I think doing this graphically is the easiest method. Otherwise, you will wind up doing essentially the same thing, but without the benefit of a graph to make it more clear.

#### paulmdrdo

##### Active member
Re: piecewise function questions

I think doing this graphically is the easiest method.

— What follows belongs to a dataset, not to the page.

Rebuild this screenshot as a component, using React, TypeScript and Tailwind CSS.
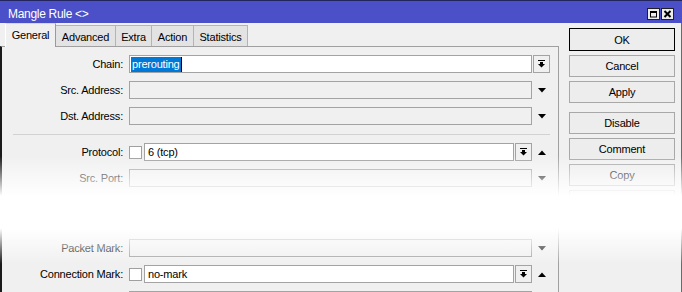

Otherwise, you will wind up doing essentially the same thing, but without the benefit of a graph to make it more clear.
oh no! please bear with my stupidity. i don't know how to subtract the graph visually. what am I going to subtract, the x-values or the y-values?

#### MarkFL

Staff member
Re: piecewise function questions

You will subtract the function values (the $y$-values) for all real $x$. Can you see what the difference $g(x)$ is outside of $[0,1]$?

#### paulmdrdo

##### Active member
Re: piecewise function questions

You will subtract the function values (the $y$-values) for all real $x$. Can you see what the difference $g(x)$ is outside of $[0,1]$?
mark i tried subtracting the coordinates of the lower graph from the coordinates of upper graph. but i don't know if that's correct. can you give me some examples. thanks!

#### MarkFL

Staff member
What did you find when you did the subtraction?

#### paulmdrdo

##### Active member
Re: piecewise function questions

mark i tried subtracting the coordinates of the lower graph from the coordinates of upper graph. but i don't know if that's correct. can you give me some examples. thanks!
what i did was

(0,1) - (0,0) = (0, 1) - included
(1,1) - (1,1) = (0,0) - not included
and so on...

#### MarkFL

Staff member
This is what I did:

Now, after you are make sure you see what I did, can you use the bottom graph, and write the piecewise function definition for it?

#### paulmdrdo

##### Active member
This is what I did:

View attachment 856

Now, after you are make sure you see what I did, can you use the bottom graph, and write the piecewise function definition for it?
based on the third graph the new function is defined by,

U(x)-U(x-1) = {0, x>=1; 1, 0<=x<1; 0, x<0

but i'm having a hard time subtracting the graph visually.

#### MarkFL

Staff member
First, do you see that on:

$$\displaystyle (-\infty,0)$$ we have: $$\displaystyle g(x)=0$$

$$\displaystyle (0,1)$$ we have: $$\displaystyle g(x)=1$$

$$\displaystyle (1,\infty)$$ we have $$\displaystyle g(x)=0$$

So, I would draw these with open end-points at $x=0,\,1$ Then, to see which to fill in and which to leave open, observe that:

$$\displaystyle U(0)-U(0-1)=1-0=1$$

$$\displaystyle U(1)-U(1-1)=1-1=0$$

Now, this means we may amend our intervals as:

$$\displaystyle (-\infty,0)$$ we have: $$\displaystyle g(x)=0$$

$$\displaystyle [0,1)$$ we have: $$\displaystyle g(x)=1$$

$$\displaystyle [1,\infty)$$ we have $$\displaystyle g(x)=0$$

and so we may write:

$$\displaystyle g(x)=\begin{cases}0 & x<0 \\ 1 & 0\le x<1 \\ 0 & 1\le x \\ \end{cases}$$

#### paulmdrdo

##### Active member
First, do you see that on:

$$\displaystyle (-\infty,0)$$ we have: $$\displaystyle g(x)=0$$

$$\displaystyle (0,1)$$ we have: $$\displaystyle g(x)=1$$

$$\displaystyle (1,\infty)$$ we have $$\displaystyle g(x)=0$$

So, I would draw these with open end-points at $x=0,\,1$ Then, to see which to fill in and which to leave open, observe that:

$$\displaystyle U(0)-U(0-1)=1-0=1$$

$$\displaystyle U(1)-U(1-1)=1-1=0$$

Now, this means we may amend our intervals as:

$$\displaystyle (-\infty,0)$$ we have: $$\displaystyle g(x)=0$$

$$\displaystyle [0,1)$$ we have: $$\displaystyle g(x)=1$$

$$\displaystyle [1,\infty)$$ we have $$\displaystyle g(x)=0$$

and so we may write:

$$\displaystyle g(x)=\begin{cases}0 & x<0 \\ 1 & 0\le x<1 \\ 0 & 1\le x \\ \end{cases}$$
thank you very much mark! you're very generous in answering my questions! i now fully understand it! thanks!